■ Task to carry out ■
Where a line in the listing below contains the word "styles", copy that line.

■ Raw data ■
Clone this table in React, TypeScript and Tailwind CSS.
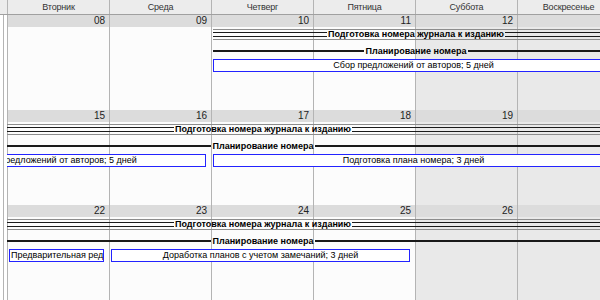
import React from "react";

type Bar = {
  kind: "summary" | "line" | "task";
  label: string;
  col: string; // grid-column classes, written in full
  align?: "left";
};

type Week = {
  dates: string[];
  bars: Bar[];
};

const DAYS = [
  "Понедельник",
  "Вторник",
  "Среда",
  "Четверг",
  "Пятница",
  "Суббота",
  "Воскресенье",
];

const COLS = [
  "col-start-1",
  "col-start-2",
  "col-start-3",
  "col-start-4",
  "col-start-5",
  "col-start-6",
  "col-start-7",
];

const WEEKS: Week[] = [
  {
    dates: ["07", "08", "09", "10", "11", "12", "13"],
    bars: [
      { kind: "summary", label: "Подготовка номера журнала к изданию", col: "col-start-4 col-span-4" },
      { kind: "line", label: "Планирование номера", col: "col-start-4 col-span-4" },
      { kind: "task", label: "Сбор предложений от авторов; 5 дней", col: "col-start-4 col-span-4" },
    ],
  },
  {
    dates: ["14", "15", "16", "17", "18", "19", "20"],
    bars: [
      { kind: "summary", label: "Подготовка номера журнала к изданию", col: "col-start-1 col-span-7" },
      { kind: "line", label: "Планирование номера", col: "col-start-1 col-span-7" },
      { kind: "task", label: "Сбор предложений от авторов; 5 дней", col: "col-start-1 col-span-3" },
      { kind: "task", label: "Подготовка плана номера; 3 дней", col: "col-start-4 col-span-4" },
    ],
  },
  {
    dates: ["21", "22", "23", "24", "25", "26", "27"],
    bars: [
      { kind: "summary", label: "Подготовка номера журнала к изданию", col: "col-start-1 col-span-7" },
      { kind: "line", label: "Планирование номера", col: "col-start-1 col-span-7" },
      { kind: "task", label: "Предварительная редактура; 1 день", col: "col-start-2 col-span-1", align: "left" },
      { kind: "task", label: "Доработка планов с учетом замечаний; 3 дней", col: "col-start-3 col-span-3" },
    ],
  },
];

/* ─── полосы ─── */
const SummaryBar = ({ bar }: { bar: Bar }) => (
  <div className={`${bar.col} row-start-2 z-10 ml-[2px] flex h-[11px] items-center overflow-hidden border-y border-[#8c8c8c]`}>
    <div className="h-[5px] flex-1 border-y border-[#1a1a1a]" />
    <span className="whitespace-nowrap px-[1px] font-bold leading-none text-black">{bar.label}</span>
    <div className="h-[5px] flex-1 border-y border-[#1a1a1a]" />
  </div>
);

const LineBar = ({ bar }: { bar: Bar }) => (
  <div className={`${bar.col} row-start-4 z-10 ml-[2px] flex h-[10px] items-center overflow-hidden`}>
    <div className="h-[2px] flex-1 bg-[#1a1a1a]" />
    <span className="whitespace-nowrap px-[1px] font-bold leading-none text-black">{bar.label}</span>
    <div className="h-[2px] flex-1 bg-[#1a1a1a]" />
  </div>
);

const TaskBar = ({ bar }: { bar: Bar }) => (
  <div
    className={`${bar.col} row-start-6 z-10 ml-[2px] mr-[5px] flex h-[13px] items-center overflow-hidden border border-[#2323ff] bg-white ${
      bar.align === "left" ? "justify-start pl-[1px]" : "justify-center"
    }`}
  >
    <span className="whitespace-nowrap leading-none text-black">{bar.label}</span>
  </div>
);

const WeekBlock = ({ week }: { week: Week }) => (
  <div className="flex flex-col">
    {/* fila de fechas */}
    <div className="grid h-[12px] grid-cols-[repeat(7,102px)] bg-[#dcdcdc]">
      {week.dates.map((d) => (
        <div key={d} className="border-l border-[#b4b4b4] pr-[4px] text-right text-[10px] leading-[12px] text-[#222]">
          {d}
        </div>
      ))}
    </div>

    {/* cuerpo de la semana */}
    <div className="grid h-[83px] grid-cols-[repeat(7,102px)] grid-rows-[2px_11px_6px_10px_3px_13px_1fr]">
      {DAYS.map((d, i) => (
        <div
          key={d}
          className={`row-span-full border-l border-[#b4b4b4] ${COLS[i]} ${
            i >= 5 ? "bg-[#e9e9e9]" : "bg-[#fcfcfc]"
          }`}
        />
      ))}
      {week.bars.map((b, i) =>
        b.kind === "summary" ? (
          <SummaryBar key={i} bar={b} />
        ) : b.kind === "line" ? (
          <LineBar key={i} bar={b} />
        ) : (
          <TaskBar key={i} bar={b} />
        )
      )}
    </div>
  </div>
);

export default function App() {
  return (
    <div className="flex h-[300px] w-[600px] overflow-hidden bg-white font-['Liberation_Sans',Arial,sans-serif] text-[9px]">
      {/* margen izquierdo */}
      <div className="flex h-full w-[7px] shrink-0 flex-col">
        <div className="h-[15px] border-b border-[#a0a0a0] bg-[#ececec]" />
        <div className="ml-[3px] w-px flex-1 bg-[#b4b4b4]" />
      </div>

      {/* calendario */}
      <div className="flex-1 overflow-hidden">
        <div className="ml-[-102px] flex w-[714px] flex-col">
          <div className="grid h-[15px] grid-cols-[repeat(7,102px)] border-b border-[#a0a0a0] bg-[#ececec]">
            {DAYS.map((d) => (
              <div key={d} className="border-l border-[#b4b4b4] text-center text-[9px] leading-[14px] tracking-[-0.2px] text-[#333]">
                {d}
              </div>
            ))}
          </div>
          {WEEKS.map((w, i) => (
            <WeekBlock key={i} week={w} />
          ))}
        </div>
      </div>
    </div>
  );
}
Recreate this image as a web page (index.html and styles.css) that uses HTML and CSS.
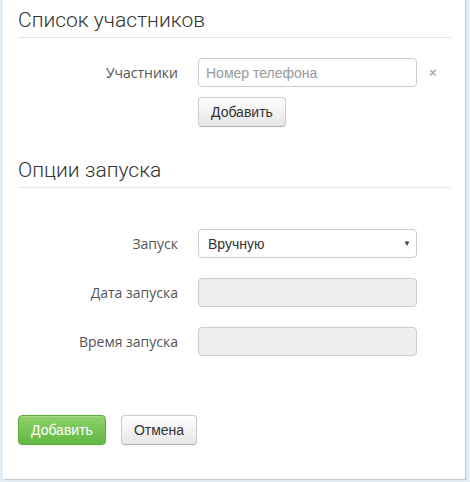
FILE: index.html
```html
<!DOCTYPE html>
<html lang="ru">
<head>
<meta charset="utf-8">
<link rel="stylesheet" href="styles.css">
</head>
<body>
<div class="panel">
  <section class="section">
    <h2 class="legend">Список участников</h2>
    <div class="row">
      <label class="label">Участники</label>
      <div class="control">
        <div class="input-line">
          <input class="input" type="text" placeholder="Номер телефона">
          <span class="remove">×</span>
        </div>
        <button class="btn">Добавить</button>
      </div>
    </div>
  </section>
  <section class="section section-2">
    <h2 class="legend">Опции запуска</h2>
    <div class="rows">
      <div class="row">
        <label class="label">Запуск</label>
        <div class="control">
          <div class="select"><span>Вручную</span><span class="caret">▼</span></div>
        </div>
      </div>
      <div class="row">
        <label class="label">Дата запуска</label>
        <div class="control"><div class="input disabled"></div></div>
      </div>
      <div class="row">
        <label class="label">Время запуска</label>
        <div class="control"><div class="input disabled"></div></div>
      </div>
    </div>
  </section>
  <div class="actions">
    <button class="btn btn-success">Добавить</button>
    <button class="btn">Отмена</button>
  </div>
</div>
</body>
</html>
```

FILE: styles.css
```css
html, body {
  margin: 0;
  padding: 0;
}
body {
  background: #e4edf3;
  width: 470px;
  height: 482px;
  overflow: hidden;
}
.panel {
  box-sizing: border-box;
  margin-left: 3px;
  width: 462px;
  height: 479px;
  background: #fff;
  box-shadow: 1px 1px 1px rgba(0,0,0,0.15);
  padding: 0 14px 0 15px;
  font-family: "Open Sans", sans-serif;
}
.section {
  padding-top: 4px;
}
.legend {
  margin: 0;
  font-family: Roboto, "Open Sans", sans-serif;
  font-weight: 300;
  font-size: 21px;
  line-height: 32px;
  color: #333;
  border-bottom: 1px solid #e5e5e5;
  padding-bottom: 1px;
}
.row {
  display: flex;
  align-items: flex-start;
  margin-top: 20px;
}
.label {
  width: 160px;
  text-align: right;
  font-size: 14px;
  color: #555;
  line-height: 29px;
  margin-right: 20px;
}
.control {
  display: flex;
  flex-direction: column;
  align-items: flex-start;
}
.input-line {
  display: flex;
  align-items: center;
}
.input {
  box-sizing: border-box;
  width: 219px;
  height: 29px;
  border: 1px solid #ccc;
  border-radius: 4px;
  padding: 0 7px;
  font-family: "Liberation Sans", Arial, sans-serif;
  font-size: 14px;
  color: #555;
  background: #fff;
  outline: none;
}
.input::placeholder {
  color: #999;
}
.input.disabled {
  background: #eee;
}
.remove {
  margin-left: 12px;
  font-family: "Liberation Sans", Arial, sans-serif;
  font-weight: bold;
  font-size: 13px;
  color: #aaa;
}
.btn {
  box-sizing: border-box;
  height: 30px;
  padding: 0 12px;
  border: 1px solid #ccc;
  border-bottom-color: #b3b3b3;
  border-radius: 4px;
  background: linear-gradient(#fff, #e6e6e6);
  font-family: "Liberation Sans", Arial, sans-serif;
  font-size: 14px;
  color: #333;
  box-shadow: inset 0 1px 0 rgba(255,255,255,.2), 0 1px 2px rgba(0,0,0,.05);
}
.control .btn {
  margin-top: 10px;
}
.select {
  box-sizing: border-box;
  width: 219px;
  height: 29px;
  border: 1px solid #ccc;
  border-radius: 4px;
  display: flex;
  align-items: center;
  justify-content: space-between;
  padding: 0 5px 0 9px;
  font-family: "Liberation Sans", Arial, sans-serif;
  font-size: 14px;
  color: #333;
}
.caret {
  font-size: 8px;
  color: #444;
}
.section-2 {
  padding-top: 27px;
}
.section-2 .rows {
  padding-top: 41px;
}
.section-2 .row:first-child {
  margin-top: 0;
}
.actions {
  display: flex;
  gap: 15px;
  margin-top: 59px;
}
.btn-success {
  color: #fff;
  background: linear-gradient(#8fd16b, #62b741);
  border: 1px solid #5cb03a;
  padding: 0 12px;
}
```
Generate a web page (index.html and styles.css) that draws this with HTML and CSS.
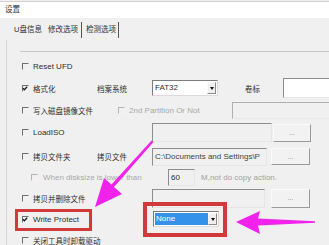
FILE: index.html
```html
<!DOCTYPE html>
<html lang="zh-CN">
<head>
  <meta charset="UTF-8">
  <title>设置</title>
  <link rel="stylesheet" href="styles.css">
</head>
<body>
  <div class="window">
    <div class="titlebar">设置</div>
    <div class="tabs">
      <span class="tab first">U盘信息</span>
      <span class="tab active">修改选项</span>
      <span class="tab last">检测选项</span>
    </div>

    <div class="panel">
      <div class="group">
        <!-- Reset UFD -->
        <div class="row">
          <label class="check"><span class="box"></span><span>Reset UFD</span></label>
        </div>

        <!-- 格式化 -->
        <div class="row">
          <label class="check c1"><span class="box on"><svg viewBox="0 0 7 7"><path d="M1 3.2 L2.8 5 L6 1.4" /></svg></span><span class="zh">格式化</span></label>
          <span class="c2 zh">档案系统</span>
          <div class="select fat">
            <span class="value">FAT32</span>
            <span class="drop"><i></i></span>
          </div>
          <span class="zh lbl-vol">卷标</span>
          <div class="field white vol"></div>
        </div>

        <!-- 写入磁盘镜像文件 -->
        <div class="row">
          <label class="check c1"><span class="box"></span><span class="zh">写入磁盘镜像文件</span></label>
          <label class="check off part"><span class="box"></span><span>2nd Partition Or Not</span></label>
          <div class="field disabled image"></div>
        </div>

        <!-- LoadISO -->
        <div class="row">
          <label class="check c1"><span class="box"></span><span>LoadISO</span></label>
          <span class="c2"></span>
          <div class="field iso"></div>
          <button class="dots iso-btn">...</button>
        </div>

        <!-- 拷贝文件夹 -->
        <div class="row">
          <label class="check c1"><span class="box"></span><span class="zh">拷贝文件夹</span></label>
          <span class="c2 zh">拷贝文件</span>
          <div class="field path">C:\Documents and Settings\P</div>
          <button class="dots path-btn">...</button>
        </div>

        <!-- When disksize -->
        <div class="row">
          <label class="check off size"><span class="box"></span><span class="size-text">When disksize is lower than</span></label>
          <div class="field num">60</div>
          <span class="muted">M,not do copy action.</span>
        </div>

        <!-- 拷贝并删除文件 -->
        <div class="row">
          <label class="check c1"><span class="box"></span><span class="zh">拷贝并删除文件</span></label>
          <span class="c2"></span>
          <div class="field del"></div>
          <button class="dots del-btn">...</button>
        </div>

        <!-- Write Protect -->
        <div class="row">
          <label class="check c1"><span class="box on"><svg viewBox="0 0 7 7"><path d="M1 3.2 L2.8 5 L6 1.4" /></svg></span><span>Write Protect</span></label>
          <span class="c2"></span>
          <div class="select wp">
            <span class="value picked">None</span>
            <span class="drop"><i></i></span>
          </div>
        </div>

        <!-- 关闭工具时卸载驱动 -->
        <div class="row">
          <label class="check"><span class="box"></span><span class="zh">关闭工具时卸载驱动</span></label>
        </div>
      </div>
    </div>

    <!-- annotations drawn over the dialog -->
    <svg class="marks" viewBox="0 0 329 245" width="329" height="245">
      <rect x="16.5" y="210.5" width="74" height="19" fill="none" stroke="#d2393a" stroke-width="3" />
      <rect x="145" y="204" width="80" height="31" fill="none" stroke="#d2393a" stroke-width="4" />
      <polygon fill="#f022ec" points="236,222 260,211 258,218.5 315,221.2 315,222.8 258,225.5 260,234" />
      <polygon fill="#f022ec" points="95,207 104,178 111.5,184.5 151.5,140.5 153.5,142 114,187 122,194" />
    </svg>
  </div>
</body>
</html>
```

FILE: styles.css
```css
* {
  box-sizing: border-box;
}

body {
  margin: 0;
  background-color: #f0f0f0;
  font-family: "Liberation Sans", "Noto Sans CJK SC", sans-serif;
  font-size: 8px;
  color: #2e2e2e;
}

.window {
  position: relative;
  width: 329px;
  height: 245px;
  overflow: hidden;
}

.zh {
  font-size: 7.5px;
}

.titlebar {
  height: 17px;
  margin-top: 1px;
  border-top: 1px solid #cfcfcf;
  background-color: #fff;
  padding-left: 5px;
  font-size: 7.5px;
  line-height: 15px;
}

.tabs {
  display: flex;
  align-items: flex-start;
  height: 22px;
  padding-top: 4px;
  padding-left: 14px;
  font-size: 7.5px;
}

.tab {
  height: 16px;
  line-height: 16px;
}

.tab.first {
  margin-right: 6px;
}

.tab.active {
  padding-right: 3px;
  border-right: 1px solid #555;
}

.tab.last {
  padding-left: 4px;
  padding-right: 2px;
  border-right: 1px solid #555;
}

.panel {
  height: 205px;
  margin-left: 6px;
  border-left: 1px solid #d6d6d6;
  padding: 11px 0 0 13px;
}

.group {
  display: grid;
  grid-template-rows: 22px 22px 22px 23px 25px 17px 24px 18px 24px;
  border-top: 1px solid #c9c9c9;
  padding: 3px 0 0 2px;
}

.row {
  display: flex;
  align-items: center;
  white-space: nowrap;
}

.check {
  display: flex;
  align-items: center;
  gap: 4px;
}

.box {
  display: inline-flex;
  width: 7px;
  height: 7px;
  border-top: 1px solid #6f6f6f;
  border-left: 1px solid #6f6f6f;
  border-right: 1px solid #f4f4f4;
  border-bottom: 1px solid #f4f4f4;
}

.box svg {
  width: 7px;
  height: 7px;
  margin: -1px 0 0 -1px;
}

.box path {
  fill: none;
  stroke: #222;
  stroke-width: 1.6;
}

.check.off {
  color: #a8a8a8;
}

.check.off .box {
  border-top-color: #b4b4b4;
  border-left-color: #b4b4b4;
}

.c1 {
  width: 75px;
}

.c2 {
  width: 55px;
}

.field {
  height: 18px;
  border: 1px solid;
  border-color: #8d8d8d #e6e6e6 #e6e6e6 #8d8d8d;
  background-color: #f0f0f0;
  padding-left: 2px;
  overflow: hidden;
  line-height: 16px;
}

.field.white {
  background-color: #fff;
}

.field.disabled {
  border-color: #b0b0b0 #e8e8e8 #e8e8e8 #b0b0b0;
}

.vol {
  width: 60px;
  height: 20px;
  margin-left: -1px;
}

.lbl-vol {
  width: 39px;
  margin-left: 27px;
}

.part {
  width: 114px;
  margin-left: 21px;
}

.image {
  width: 110px;
  height: 17px;
}

.iso {
  width: 120px;
  height: 19px;
}

.path {
  width: 115px;
  color: #444;
}

.size {
  width: 137px;
  margin-left: 9px;
  gap: 5px;
}

.num {
  width: 27px;
  height: 17px;
  line-height: 15px;
}

.muted {
  margin-left: 6px;
  color: #a0a0a0;
}

.del {
  width: 113px;
  height: 19px;
}

.dots {
  width: 39px;
  height: 18px;
  padding: 0;
  border: 1px solid;
  border-color: #fafafa #9a9a9a #9a9a9a #fafafa;
  background-color: #f2f2f2;
  color: #888;
  font-family: "Liberation Sans", sans-serif;
  font-size: 7px;
  line-height: 14px;
}

.iso-btn {
  width: 38px;
  margin-left: 1px;
}

.path-btn {
  height: 17px;
  margin-left: 4px;
}

.del-btn {
  height: 19px;
  margin-left: 6px;
}

.select {
  display: flex;
  width: 66px;
  height: 16px;
  border: 1px solid;
  border-color: #7c7c7c #dcdcdc #dcdcdc #7c7c7c;
  background-color: #fff;
  padding: 1px;
}

.select .value {
  flex: 1;
  padding-left: 1px;
  line-height: 12px;
}

.select .picked {
  background-color: #3592ea;
  color: #fff;
}

.select .drop {
  display: flex;
  align-items: center;
  justify-content: center;
  width: 9px;
  border: 1px solid;
  border-color: #fafafa #8a8a8a #8a8a8a #fafafa;
  background-color: #f0f0f0;
}

.select .drop i {
  width: 0;
  height: 0;
  border-left: 2.5px solid transparent;
  border-right: 2.5px solid transparent;
  border-top: 3px solid #111;
}

.wp {
  margin-left: 1px;
}

.marks {
  position: absolute;
  top: 0;
  left: 0;
  pointer-events: none;
}
```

■ Correct answer ■
Recreate this image as a web page (index.html and styles.css) that uses HTML and CSS.
<link rel="stylesheet" href="styles.css">
FILE: styles.css
Generate a web page (index.html and styles.css) that draws this with HTML and CSS.
  <link rel="stylesheet" href="styles.css">
FILE: styles.css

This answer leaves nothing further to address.